- _Set task_: How many lines in the records below contain the word "this"? Answer with the number alone.

-- BEGIN Data records --

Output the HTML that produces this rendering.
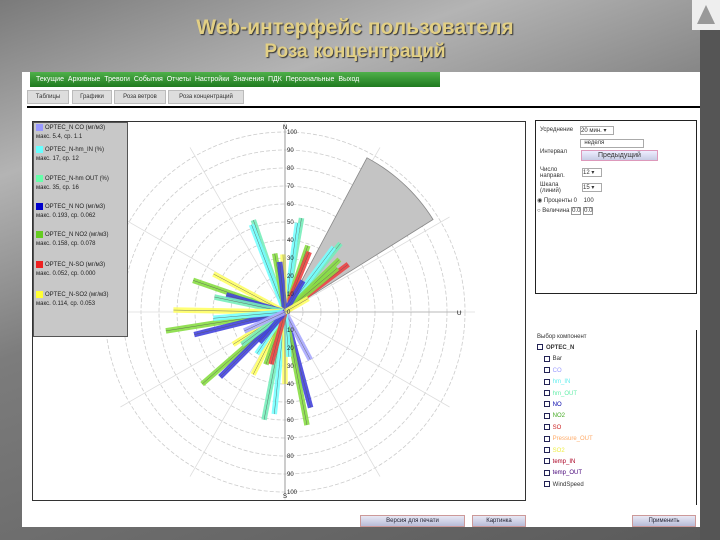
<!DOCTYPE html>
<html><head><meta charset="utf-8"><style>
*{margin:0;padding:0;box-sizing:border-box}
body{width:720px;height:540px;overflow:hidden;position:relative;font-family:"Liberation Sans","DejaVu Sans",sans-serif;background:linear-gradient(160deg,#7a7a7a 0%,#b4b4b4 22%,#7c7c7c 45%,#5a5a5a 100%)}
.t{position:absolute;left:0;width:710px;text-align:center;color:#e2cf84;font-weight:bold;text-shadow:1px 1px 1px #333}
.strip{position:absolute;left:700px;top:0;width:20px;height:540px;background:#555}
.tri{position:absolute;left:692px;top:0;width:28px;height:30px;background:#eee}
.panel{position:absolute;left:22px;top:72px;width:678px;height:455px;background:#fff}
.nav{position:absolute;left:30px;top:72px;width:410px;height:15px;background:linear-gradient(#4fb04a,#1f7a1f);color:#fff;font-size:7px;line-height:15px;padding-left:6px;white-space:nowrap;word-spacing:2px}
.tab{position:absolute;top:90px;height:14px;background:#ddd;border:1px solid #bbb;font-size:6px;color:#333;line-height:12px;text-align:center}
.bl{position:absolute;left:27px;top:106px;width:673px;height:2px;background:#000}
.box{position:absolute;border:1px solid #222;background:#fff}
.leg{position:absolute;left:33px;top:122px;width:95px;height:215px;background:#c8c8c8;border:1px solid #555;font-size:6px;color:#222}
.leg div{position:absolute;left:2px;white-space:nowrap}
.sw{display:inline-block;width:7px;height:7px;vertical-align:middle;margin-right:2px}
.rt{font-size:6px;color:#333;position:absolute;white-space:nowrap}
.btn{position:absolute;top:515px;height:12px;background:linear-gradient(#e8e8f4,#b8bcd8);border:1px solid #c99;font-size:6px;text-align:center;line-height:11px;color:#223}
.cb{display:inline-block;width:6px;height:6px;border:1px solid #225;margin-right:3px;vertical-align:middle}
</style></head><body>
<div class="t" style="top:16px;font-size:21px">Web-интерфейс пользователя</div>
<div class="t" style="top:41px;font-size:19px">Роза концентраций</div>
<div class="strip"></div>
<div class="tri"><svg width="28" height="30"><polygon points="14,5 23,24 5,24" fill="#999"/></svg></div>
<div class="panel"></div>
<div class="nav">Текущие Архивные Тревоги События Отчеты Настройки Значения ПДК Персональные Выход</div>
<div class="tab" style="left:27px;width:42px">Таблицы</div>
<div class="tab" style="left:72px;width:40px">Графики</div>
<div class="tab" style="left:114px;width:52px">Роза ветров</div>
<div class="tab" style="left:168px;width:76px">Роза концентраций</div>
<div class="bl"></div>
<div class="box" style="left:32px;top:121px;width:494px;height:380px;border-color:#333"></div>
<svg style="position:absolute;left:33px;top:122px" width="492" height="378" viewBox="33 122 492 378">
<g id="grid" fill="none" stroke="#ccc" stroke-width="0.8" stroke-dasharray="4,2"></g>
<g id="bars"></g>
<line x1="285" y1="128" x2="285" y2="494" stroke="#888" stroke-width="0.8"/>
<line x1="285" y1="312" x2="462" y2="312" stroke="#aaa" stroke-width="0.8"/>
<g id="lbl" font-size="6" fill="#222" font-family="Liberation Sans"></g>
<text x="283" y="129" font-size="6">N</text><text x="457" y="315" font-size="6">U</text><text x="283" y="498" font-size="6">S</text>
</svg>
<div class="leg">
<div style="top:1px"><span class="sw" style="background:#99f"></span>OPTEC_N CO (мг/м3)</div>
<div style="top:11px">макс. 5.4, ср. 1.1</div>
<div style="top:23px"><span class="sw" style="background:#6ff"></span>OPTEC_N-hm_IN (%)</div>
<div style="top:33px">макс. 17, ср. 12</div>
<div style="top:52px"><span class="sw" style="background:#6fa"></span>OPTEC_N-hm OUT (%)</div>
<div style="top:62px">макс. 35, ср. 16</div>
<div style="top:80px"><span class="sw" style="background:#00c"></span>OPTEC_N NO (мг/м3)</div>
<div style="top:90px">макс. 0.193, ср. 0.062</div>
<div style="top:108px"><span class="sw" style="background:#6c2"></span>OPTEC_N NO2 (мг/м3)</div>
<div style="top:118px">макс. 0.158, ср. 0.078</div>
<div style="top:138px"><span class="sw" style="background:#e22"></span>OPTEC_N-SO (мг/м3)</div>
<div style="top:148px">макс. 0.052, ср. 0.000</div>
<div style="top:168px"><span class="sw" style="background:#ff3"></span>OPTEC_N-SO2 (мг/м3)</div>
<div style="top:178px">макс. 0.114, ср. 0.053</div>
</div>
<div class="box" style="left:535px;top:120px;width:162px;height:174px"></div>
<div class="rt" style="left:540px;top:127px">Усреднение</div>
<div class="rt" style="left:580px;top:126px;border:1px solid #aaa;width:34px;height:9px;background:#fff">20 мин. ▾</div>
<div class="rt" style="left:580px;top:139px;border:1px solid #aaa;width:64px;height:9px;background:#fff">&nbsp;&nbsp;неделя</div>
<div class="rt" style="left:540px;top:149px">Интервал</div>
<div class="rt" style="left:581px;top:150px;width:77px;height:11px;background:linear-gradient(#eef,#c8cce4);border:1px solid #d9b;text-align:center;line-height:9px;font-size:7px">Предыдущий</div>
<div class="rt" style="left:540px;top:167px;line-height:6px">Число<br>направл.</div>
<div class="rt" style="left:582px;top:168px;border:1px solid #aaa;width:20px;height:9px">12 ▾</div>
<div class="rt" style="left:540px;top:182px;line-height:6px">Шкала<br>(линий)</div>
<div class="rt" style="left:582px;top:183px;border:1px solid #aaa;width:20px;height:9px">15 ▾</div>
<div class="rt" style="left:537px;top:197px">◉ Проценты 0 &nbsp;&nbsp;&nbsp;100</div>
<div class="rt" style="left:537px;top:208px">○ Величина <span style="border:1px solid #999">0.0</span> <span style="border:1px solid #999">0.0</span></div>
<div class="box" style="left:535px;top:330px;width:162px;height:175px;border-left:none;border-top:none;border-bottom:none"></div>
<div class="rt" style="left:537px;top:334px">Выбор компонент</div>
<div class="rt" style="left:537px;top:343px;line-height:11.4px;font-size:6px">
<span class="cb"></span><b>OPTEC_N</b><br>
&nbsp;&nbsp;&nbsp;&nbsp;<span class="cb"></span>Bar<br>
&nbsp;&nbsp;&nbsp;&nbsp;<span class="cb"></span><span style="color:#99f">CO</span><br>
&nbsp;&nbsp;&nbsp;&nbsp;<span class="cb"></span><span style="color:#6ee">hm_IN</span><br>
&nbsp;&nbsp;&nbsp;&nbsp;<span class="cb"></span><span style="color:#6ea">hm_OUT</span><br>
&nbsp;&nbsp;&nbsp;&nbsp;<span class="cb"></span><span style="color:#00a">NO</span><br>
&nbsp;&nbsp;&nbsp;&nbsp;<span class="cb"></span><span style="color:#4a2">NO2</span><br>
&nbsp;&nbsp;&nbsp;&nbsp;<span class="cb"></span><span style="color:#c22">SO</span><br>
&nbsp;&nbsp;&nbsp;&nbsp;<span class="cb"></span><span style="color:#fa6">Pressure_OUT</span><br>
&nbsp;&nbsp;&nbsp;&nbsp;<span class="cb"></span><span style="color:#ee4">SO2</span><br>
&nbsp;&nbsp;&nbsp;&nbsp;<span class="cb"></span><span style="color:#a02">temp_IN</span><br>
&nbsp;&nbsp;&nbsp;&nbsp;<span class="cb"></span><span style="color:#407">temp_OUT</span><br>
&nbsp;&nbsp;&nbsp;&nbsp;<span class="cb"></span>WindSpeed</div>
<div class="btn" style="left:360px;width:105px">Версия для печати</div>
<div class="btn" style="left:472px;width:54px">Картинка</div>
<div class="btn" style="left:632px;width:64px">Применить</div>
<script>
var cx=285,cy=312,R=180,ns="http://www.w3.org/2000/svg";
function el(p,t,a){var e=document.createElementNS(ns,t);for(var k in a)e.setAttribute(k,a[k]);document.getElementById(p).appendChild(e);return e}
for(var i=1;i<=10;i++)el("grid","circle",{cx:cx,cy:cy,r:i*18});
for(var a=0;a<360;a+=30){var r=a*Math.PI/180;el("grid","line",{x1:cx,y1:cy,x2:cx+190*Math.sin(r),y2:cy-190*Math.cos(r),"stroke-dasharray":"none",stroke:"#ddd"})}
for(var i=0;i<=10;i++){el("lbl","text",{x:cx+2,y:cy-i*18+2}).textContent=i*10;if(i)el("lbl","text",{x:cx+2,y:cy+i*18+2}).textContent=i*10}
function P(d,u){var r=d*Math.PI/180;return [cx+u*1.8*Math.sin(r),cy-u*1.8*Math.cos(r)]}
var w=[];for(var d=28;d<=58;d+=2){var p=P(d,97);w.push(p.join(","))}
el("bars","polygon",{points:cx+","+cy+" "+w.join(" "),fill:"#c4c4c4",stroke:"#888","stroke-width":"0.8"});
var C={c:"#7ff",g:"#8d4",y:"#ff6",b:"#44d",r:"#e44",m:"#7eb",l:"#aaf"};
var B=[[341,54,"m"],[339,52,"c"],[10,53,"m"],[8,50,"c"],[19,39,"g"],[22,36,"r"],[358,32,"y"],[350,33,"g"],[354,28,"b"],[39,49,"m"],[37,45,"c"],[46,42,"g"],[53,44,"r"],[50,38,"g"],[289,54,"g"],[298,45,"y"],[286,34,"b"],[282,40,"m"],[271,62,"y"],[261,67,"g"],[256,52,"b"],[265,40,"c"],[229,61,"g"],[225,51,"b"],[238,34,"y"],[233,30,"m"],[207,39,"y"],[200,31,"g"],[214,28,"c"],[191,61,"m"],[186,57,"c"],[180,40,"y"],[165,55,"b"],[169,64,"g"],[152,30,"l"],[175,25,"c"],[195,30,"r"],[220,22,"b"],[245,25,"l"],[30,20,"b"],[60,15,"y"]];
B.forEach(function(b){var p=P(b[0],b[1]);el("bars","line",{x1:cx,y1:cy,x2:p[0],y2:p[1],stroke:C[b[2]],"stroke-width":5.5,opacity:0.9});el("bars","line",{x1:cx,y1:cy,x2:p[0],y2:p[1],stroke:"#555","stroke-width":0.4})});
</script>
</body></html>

-- END Data records --
-- BEGIN Data records --

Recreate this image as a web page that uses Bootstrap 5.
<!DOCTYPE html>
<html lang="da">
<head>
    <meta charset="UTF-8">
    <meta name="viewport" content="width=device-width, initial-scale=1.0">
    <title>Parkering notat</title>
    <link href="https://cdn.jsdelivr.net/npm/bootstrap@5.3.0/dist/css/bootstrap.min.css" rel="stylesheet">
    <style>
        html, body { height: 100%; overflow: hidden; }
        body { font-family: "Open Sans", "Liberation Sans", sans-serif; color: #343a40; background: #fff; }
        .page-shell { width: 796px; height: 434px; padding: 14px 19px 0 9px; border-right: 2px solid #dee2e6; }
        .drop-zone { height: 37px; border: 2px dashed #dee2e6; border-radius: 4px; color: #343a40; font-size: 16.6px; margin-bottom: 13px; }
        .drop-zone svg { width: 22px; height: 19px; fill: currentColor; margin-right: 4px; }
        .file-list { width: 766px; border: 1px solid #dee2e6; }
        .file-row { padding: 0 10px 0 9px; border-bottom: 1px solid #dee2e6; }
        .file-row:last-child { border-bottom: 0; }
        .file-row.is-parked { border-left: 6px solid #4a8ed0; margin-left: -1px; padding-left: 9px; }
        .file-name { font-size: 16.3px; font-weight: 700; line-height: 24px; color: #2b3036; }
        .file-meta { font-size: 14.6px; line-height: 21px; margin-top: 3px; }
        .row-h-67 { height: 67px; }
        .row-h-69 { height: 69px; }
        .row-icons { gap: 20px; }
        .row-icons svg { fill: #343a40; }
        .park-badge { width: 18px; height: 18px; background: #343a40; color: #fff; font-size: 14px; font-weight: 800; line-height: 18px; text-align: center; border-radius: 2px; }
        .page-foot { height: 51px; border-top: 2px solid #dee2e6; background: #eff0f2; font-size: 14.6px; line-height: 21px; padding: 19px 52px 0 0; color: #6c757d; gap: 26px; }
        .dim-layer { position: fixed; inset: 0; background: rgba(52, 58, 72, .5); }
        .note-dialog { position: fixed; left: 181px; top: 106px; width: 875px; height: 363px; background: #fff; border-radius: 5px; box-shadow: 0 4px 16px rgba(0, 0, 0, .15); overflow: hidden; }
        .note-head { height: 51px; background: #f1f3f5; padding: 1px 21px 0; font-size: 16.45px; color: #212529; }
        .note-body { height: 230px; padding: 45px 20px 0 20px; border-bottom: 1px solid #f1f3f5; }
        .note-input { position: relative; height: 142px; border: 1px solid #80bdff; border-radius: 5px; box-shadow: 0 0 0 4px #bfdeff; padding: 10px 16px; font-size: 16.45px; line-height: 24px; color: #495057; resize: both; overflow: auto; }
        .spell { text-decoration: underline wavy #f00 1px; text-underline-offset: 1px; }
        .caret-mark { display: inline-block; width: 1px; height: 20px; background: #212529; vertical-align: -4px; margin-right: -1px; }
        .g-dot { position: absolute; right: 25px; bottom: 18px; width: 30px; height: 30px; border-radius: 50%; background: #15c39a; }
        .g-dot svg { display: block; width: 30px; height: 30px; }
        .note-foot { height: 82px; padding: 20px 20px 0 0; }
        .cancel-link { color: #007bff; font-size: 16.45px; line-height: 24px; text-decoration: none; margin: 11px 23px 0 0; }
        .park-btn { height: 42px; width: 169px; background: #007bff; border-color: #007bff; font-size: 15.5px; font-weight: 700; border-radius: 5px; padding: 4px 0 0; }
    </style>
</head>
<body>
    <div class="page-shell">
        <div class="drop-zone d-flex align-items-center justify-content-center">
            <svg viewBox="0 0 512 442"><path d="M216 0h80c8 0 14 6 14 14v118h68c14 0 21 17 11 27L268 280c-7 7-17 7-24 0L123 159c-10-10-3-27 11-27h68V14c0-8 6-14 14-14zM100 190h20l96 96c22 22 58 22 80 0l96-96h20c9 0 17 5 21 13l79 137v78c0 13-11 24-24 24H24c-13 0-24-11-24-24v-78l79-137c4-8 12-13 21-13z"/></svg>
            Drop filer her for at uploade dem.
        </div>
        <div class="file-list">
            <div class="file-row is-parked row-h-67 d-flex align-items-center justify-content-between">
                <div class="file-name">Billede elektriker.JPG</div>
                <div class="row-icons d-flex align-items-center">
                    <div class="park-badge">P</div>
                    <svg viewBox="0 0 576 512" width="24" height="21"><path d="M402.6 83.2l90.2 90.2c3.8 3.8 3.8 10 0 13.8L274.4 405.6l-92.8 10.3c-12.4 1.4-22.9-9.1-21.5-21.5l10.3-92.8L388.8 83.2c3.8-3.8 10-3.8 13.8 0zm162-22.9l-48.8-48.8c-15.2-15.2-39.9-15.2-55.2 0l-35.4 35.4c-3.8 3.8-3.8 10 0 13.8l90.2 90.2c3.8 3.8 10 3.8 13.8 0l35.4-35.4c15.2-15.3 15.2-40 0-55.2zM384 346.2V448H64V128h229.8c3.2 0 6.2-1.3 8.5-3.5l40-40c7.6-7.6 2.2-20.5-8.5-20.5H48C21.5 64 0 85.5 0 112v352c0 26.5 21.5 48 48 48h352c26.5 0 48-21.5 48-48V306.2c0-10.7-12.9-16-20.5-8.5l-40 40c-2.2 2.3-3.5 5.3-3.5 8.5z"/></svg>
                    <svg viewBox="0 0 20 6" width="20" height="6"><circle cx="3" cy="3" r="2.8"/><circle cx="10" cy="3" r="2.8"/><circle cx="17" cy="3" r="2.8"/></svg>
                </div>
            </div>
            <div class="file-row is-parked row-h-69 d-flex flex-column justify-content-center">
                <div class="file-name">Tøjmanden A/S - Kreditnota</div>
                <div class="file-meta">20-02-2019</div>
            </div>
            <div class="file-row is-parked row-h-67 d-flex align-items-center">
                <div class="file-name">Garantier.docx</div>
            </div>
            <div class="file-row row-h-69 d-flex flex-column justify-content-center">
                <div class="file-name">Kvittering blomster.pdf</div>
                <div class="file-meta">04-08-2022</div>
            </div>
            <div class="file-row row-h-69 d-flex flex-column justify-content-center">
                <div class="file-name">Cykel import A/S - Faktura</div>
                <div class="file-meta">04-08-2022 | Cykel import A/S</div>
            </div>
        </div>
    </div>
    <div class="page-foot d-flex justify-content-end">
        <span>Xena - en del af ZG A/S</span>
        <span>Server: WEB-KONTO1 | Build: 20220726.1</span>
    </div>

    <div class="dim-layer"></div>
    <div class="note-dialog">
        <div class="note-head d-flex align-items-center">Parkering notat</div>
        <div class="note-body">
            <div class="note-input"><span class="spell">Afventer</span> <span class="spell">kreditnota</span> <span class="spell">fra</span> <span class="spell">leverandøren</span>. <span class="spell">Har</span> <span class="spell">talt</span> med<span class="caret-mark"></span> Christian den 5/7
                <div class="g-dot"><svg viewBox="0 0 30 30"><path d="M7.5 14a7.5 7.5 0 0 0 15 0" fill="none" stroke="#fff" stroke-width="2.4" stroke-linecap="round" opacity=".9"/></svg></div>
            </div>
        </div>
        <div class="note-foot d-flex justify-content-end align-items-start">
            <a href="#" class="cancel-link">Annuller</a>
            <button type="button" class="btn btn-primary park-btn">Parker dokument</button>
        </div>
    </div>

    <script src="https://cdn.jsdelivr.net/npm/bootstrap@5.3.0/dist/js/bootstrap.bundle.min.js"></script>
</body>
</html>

-- END Data records --

- _Problem solution_: 2